The tellers stand at windows without customers.

There are only a handful of computers.

Ahady uses a mobile phone to communicate with bankers in the United Arab Emirates, but he cannot speak with bank branches in Afghanistan because there are no phone lines.

With time, Ahady expects that his staff will be trained and the bank's services expanded. "It's going to be a tough few months," he says, "but eventually, it will change." The U.S. Agency for International Development promises to install a new phone system.

Fortunately, most of the bank's reserves were frozen in the United States, the United Arab Emirates and England -- unavailable for the Taliban to plunder. The bank had $200 million in reserves spread around the world, a nest egg that Ahady considers sizable.

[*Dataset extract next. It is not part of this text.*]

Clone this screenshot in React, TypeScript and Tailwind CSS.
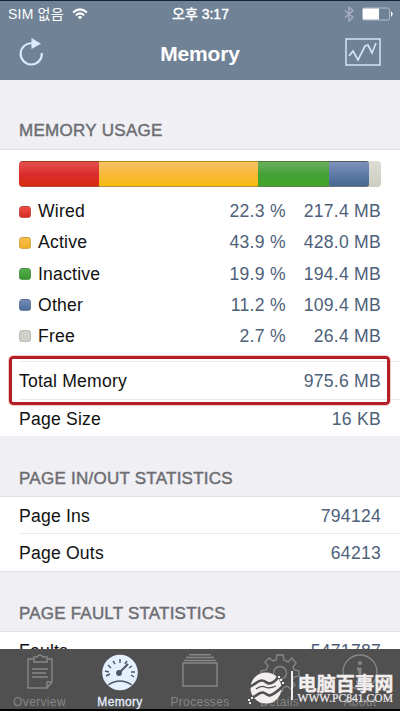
import React from "react";

const usage = [
  { name: "Wired", pct: "22.3 %", size: "217.4 MB", swatch: "from-[#ee4b49] to-[#d42a20]", bar: "w-[80px] from-[#e2504f] via-[#dc2c2c] to-[#d92c0b]" },
  { name: "Active", pct: "43.9 %", size: "428.0 MB", swatch: "from-[#f8be4c] to-[#efb023]", bar: "w-[159px] from-[#f7c266] via-[#f8b938] to-[#f7bb00]" },
  { name: "Inactive", pct: "19.9 %", size: "194.4 MB", swatch: "from-[#54ad4d] to-[#36992e]", bar: "w-[71px] from-[#69ae5e] via-[#43a236] to-[#42a42a]" },
  { name: "Other", pct: "11.2 %", size: "109.4 MB", swatch: "from-[#7289b7] to-[#4e6e99]", bar: "w-[40px] rounded-r-[3px] from-[#8093bb] via-[#5f7aa8] to-[#45698f]" },
  { name: "Free", pct: "2.7 %", size: "26.4 MB", swatch: "from-[#d2d2cc] to-[#d0d0c9]", bar: "" },
];

function Section({ title, className }: { title: string; className: string }) {
  return (
    <h2 className={`shrink-0 whitespace-nowrap border-b border-[#e2e2e6] bg-[#efeff4] pl-[19px] text-[17px] leading-5 text-[#6d6d72] [-webkit-text-stroke:0.45px_#6d6d72] ${className}`}>
      {title}
    </h2>
  );
}

function Row({ label, value, className }: { label: string; value: string; className: string }) {
  return (
    <div className={`flex shrink-0 items-center justify-between pr-[19px] pt-[2px] ${className}`}>
      <span>{label}</span>
      <span className="tracking-[0.25px] text-[#4d5f79]">{value}</span>
    </div>
  );
}

function Tab({ label, active, className, children }: { label: string; active?: boolean; className: string; children: React.ReactNode }) {
  return (
    <div className={`flex h-[60px] flex-col items-center text-[12px] leading-[14px] ${active ? "text-[#e4efff]" : "text-[#868686]"} ${className}`}>
      <svg className="mt-[5px] h-[38px] w-[40px] shrink-0" viewBox="0 0 40 38" fill="none" stroke="currentColor" strokeWidth="1.4">
        {children}
      </svg>
      <span className={`mt-[3px] whitespace-nowrap tracking-[0.35px] ${active ? "[-webkit-text-stroke:0.3px_#e4efff]" : ""}`}>{label}</span>
    </div>
  );
}

export default function App() {
  return (
    <div className="relative flex h-[711px] w-[400px] flex-col overflow-hidden bg-white font-['Liberation_Sans','Noto_Sans_CJK_KR',sans-serif] text-[17.6px] tracking-[0.2px] text-[#111]">
      <header className="h-[80px] shrink-0 border-t border-[#14233c] bg-[#6f8296] text-white">
        <div className="grid h-[25px] grid-cols-[1fr_auto_1fr] items-center pl-[8px] pr-[7px] text-[14px] leading-none">
          <div className="flex items-center gap-[8px]">
            <span className="whitespace-nowrap">SIM 없음</span>
            <svg className="h-[12px] w-[16px]" viewBox="0 0 16 12" fill="none" stroke="white" strokeWidth="2">
              <path d="M1 4.5Q8-1.8 15 4.5M3.8 7.3Q8 3.5 12.2 7.3" />
              <path d="M5.7 9.1Q8 7.1 10.3 9.1L8 11.6Z" fill="white" stroke="none" />
            </svg>
          </div>
          <span className="whitespace-nowrap tracking-[0px] [-webkit-text-stroke:0.4px_white]">오후 3:17</span>
          <div className="flex items-center justify-end gap-[8px]">
            <svg className="h-[16px] w-[10px]" viewBox="0 0 10 16" fill="none" stroke="#a9adc9" strokeWidth="1.3">
              <path d="M1 4.5L9 11.3L5 15V1L9 4.7L1 11.5" />
            </svg>
            <svg className="h-[14px] w-[31px]" viewBox="0 0 31 14">
              <rect x=".5" y="1" width="27" height="12" rx="1.5" fill="none" stroke="#aebccb" />
              <path d="M1 1.5H17V12.5H1Z" fill="white" />
              <path d="M29 4L31 7L29 10Z" fill="white" />
            </svg>
          </div>
        </div>
        <div className="grid h-[54px] grid-cols-[1fr_auto_1fr] items-center px-[19px]">
          <svg className="-mt-[2px] h-[30px] w-[26px]" viewBox="0 0 26 30" fill="none" stroke="#dceaff" strokeWidth="2.1">
            <path d="M13.5 6.4A10.6 10.6 0 1 0 22.8 16" />
            <path d="M12.5 1L22 6.7L12.5 12Z" fill="#dceaff" stroke="none" />
          </svg>
          <h1 className="mt-[2px] text-[21px] font-bold leading-6 tracking-[-0.2px]">Memory</h1>
          <svg className="-mt-[2px] ml-auto mr-0 h-[28px] w-[36px]" viewBox="0 0 36 28" fill="none" stroke="#d3e4f8" strokeWidth="1.5">
            <path d="M1 1H35V27H1Z" />
            <path strokeWidth="1.7" d="M4 18L8 13L13 22L20 8L23 7L27 15L31 5" />
          </svg>
        </div>
      </header>

      <Section title="MEMORY USAGE" className="h-[70px] pt-[41px] tracking-[0.3px]" />
      <div className="h-[211px] shrink-0 pl-[19px] pr-[19px] pt-[11px]">
        <div className="flex h-[26px] overflow-hidden rounded-[4px] bg-gradient-to-b from-[#dddcd5] to-[#cccdc2]">
          {usage.slice(0, 4).map((u) => (
            <div key={u.name} className={`h-full shrink-0 border-y border-[#5a4a3070] bg-gradient-to-b ${u.bar}`} />
          ))}
        </div>
        <div className="mt-[9px]">
          {usage.map((u) => (
            <div key={u.name} className="grid h-[31.1px] grid-cols-[19px_1fr_90px_95px] items-center">
              <i className={`size-[12px] rounded-[3.5px] border border-[#77777744] bg-gradient-to-b ${u.swatch}`} />
              <span>{u.name}</span>
              <span className="text-right tracking-[0.3px] text-[#4d5f79]">{u.pct}</span>
              <span className="text-right tracking-[0.25px] text-[#4d5f79]">{u.size}</span>
            </div>
          ))}
        </div>
      </div>
      <div className="relative shrink-0">
        <Row label="Total Memory" value="975.6 MB" className="ml-[19px] h-[39px] border-y border-[#e9e9eb]" />
        <div className="absolute left-[9px] top-[-5px] h-[49px] w-[381px] rounded-[4px] border-[3px] border-[#b41e28] outline outline-1 outline-[#f5c8c5]" />
      </div>
      <Row label="Page Size" value="16 KB" className="ml-[19px] h-[36px]" />
      <Section title="PAGE IN/OUT STATISTICS" className="h-[61px] pt-[33px] tracking-[0.25px]" />
      <Row label="Page Ins" value="794124" className="ml-[19px] h-[37px] border-b border-[#e9e9eb]" />
      <Row label="Page Outs" value="64213" className="ml-[19px] h-[37px]" />
      <Section title="PAGE FAULT STATISTICS" className="h-[61px] border-t pt-[32px] tracking-[0.2px]" />
      <Row label="Faults" value="5471787" className="ml-[19px] h-[37px]" />

      <nav className="absolute bottom-0 left-0 flex h-[62px] w-[400px] border-b-2 border-black bg-[#505050]">
        <Tab label="Overview" className="w-[79px]">
          <path d="M14 5H8V34H27L32 28V5H27M14 3H17Q20-1 23 3H27V8H14ZM27 34V28H32M12 15H28M12 19H26M12 23H28" />
        </Tab>
        <Tab label="Memory" active className="w-[82px]">
          <circle cx="20" cy="18.5" r="17.8" fill="#e4efff" stroke="none" />
          <g stroke="#4e5763">
            <path strokeWidth="1.5" d="M8 31Q20 23 32 31" />
            <path d="M6 22L10 20M5 17L9 18M8 11L11 14M13 7L15 10M20 5V9M27 7L25 10M32 12L29 14M35 18L31 18M34 23L31 21" />
            <path strokeWidth="2" d="M19 19L28 10" />
            <circle cx="19" cy="19" r="2.2" fill="#4e5763" />
          </g>
        </Tab>
        <Tab label="Processes" className="w-[78px]">
          <path d="M3 9H37V32H3ZM4 6.5H36M6 3.5H34M9 .8H31" />
        </Tab>
        <Tab label="Details" className="w-[81px]">
          <circle cx="20" cy="19" r="6.5" />
          <path d="M17 1H23L24 6L28 8L32 4L36 9L33 13L34 16L39 17V22L34 23L32 27L35 31L31 35L27 32L23 34L22 38H17L16 34L12 32L8 35L4 30L7 26L5 23L1 22V17L6 16L8 12L5 8L9 4L13 7L16 6Z" />
        </Tab>
        <Tab label="About" className="w-[80px]">
          <circle cx="20" cy="18" r="17" />
          <path strokeWidth="3" d="M20 14V28M17 15H21M16 28H24" />
          <circle cx="20" cy="9" r="2" fill="currentColor" stroke="none" />
        </Tab>
      </nav>

      <div className="absolute left-[246px] top-[671px] flex h-[34px] w-[152px] text-[#f3eeee]">
        <svg className="h-[34px] w-[40px] shrink-0" viewBox="0 0 40 34" fill="currentColor">
          <circle cx="20" cy="17" r="15.5" />
          <path fill="none" stroke="#505050" strokeWidth="2.6" d="M3 16C9 14 12 9 16 9.500C20 9.500 21 14 25 12Q29 11 33 5M7 26C11 25 13 21 17 21.500C21 22 21 26 25 24Q30 22 37 15" />
          <path fill="none" stroke="#505050" strokeWidth="1.2" d="M10 18Q15 14 19 16T30 15" />
          <path d="M2 28H4V30H2ZM5 26H7V28H5ZM3 31H5V33H3ZM34 8H36V10H34ZM36 11H38V13H36ZM32 5H34V7H32Z" />
        </svg>
        <i className="ml-[5px] mr-[5px] h-[29px] w-[1.5px] shrink-0 bg-[#f3eeee]" />
        <div className="flex flex-col whitespace-nowrap">
          <span className="h-[22px] font-['Noto_Sans_CJK_SC',sans-serif] text-[19.2px] font-bold leading-[24px] tracking-[0px] [-webkit-text-stroke:0.4px_#f3eeee]">电脑百事网</span>
          <span className="font-['Liberation_Serif',serif] text-[11.5px] leading-[10px] tracking-[0.05px] [-webkit-text-stroke:0.2px_#f3eeee]">WWW.PC841.COM</span>
        </div>
      </div>
    </div>
  );
}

Ahady plans to stay in Afghanistan for the next two years during the government's transitional period, depending on the outcome of the loya jirga. He says Providence College has granted him a sabbatical for that time. Eventually, Fatima Gailani, his wife, will join him here.

After turning down a job as minister of irrigation last fall, Ahady says the bank post has proven to be far more influential than he expected.

Karzai, the interim Afghan head, and International Monetary Fund officials, who are helping to rebuild Afghanistan, are extremely pleased with his work, Ahady says.

The hardest part, he says, is the lack of personal freedom. He longs to walk around Kabul and travel to the Shomali Plains, his family's former home, north of the capital. But there are too many risks.

So Ahady sticks to his routine, shuttling between the bank and his in-laws' compound. At the end of each day, the banking minister buzzes for his assistant to fetch his car. His bodyguard meets him at his office and hurries him down two flights of stairs and into the Land Cruiser.

Ahady climbs into the back seat, closes the door and disappears -- a man cloistered behind dark glass.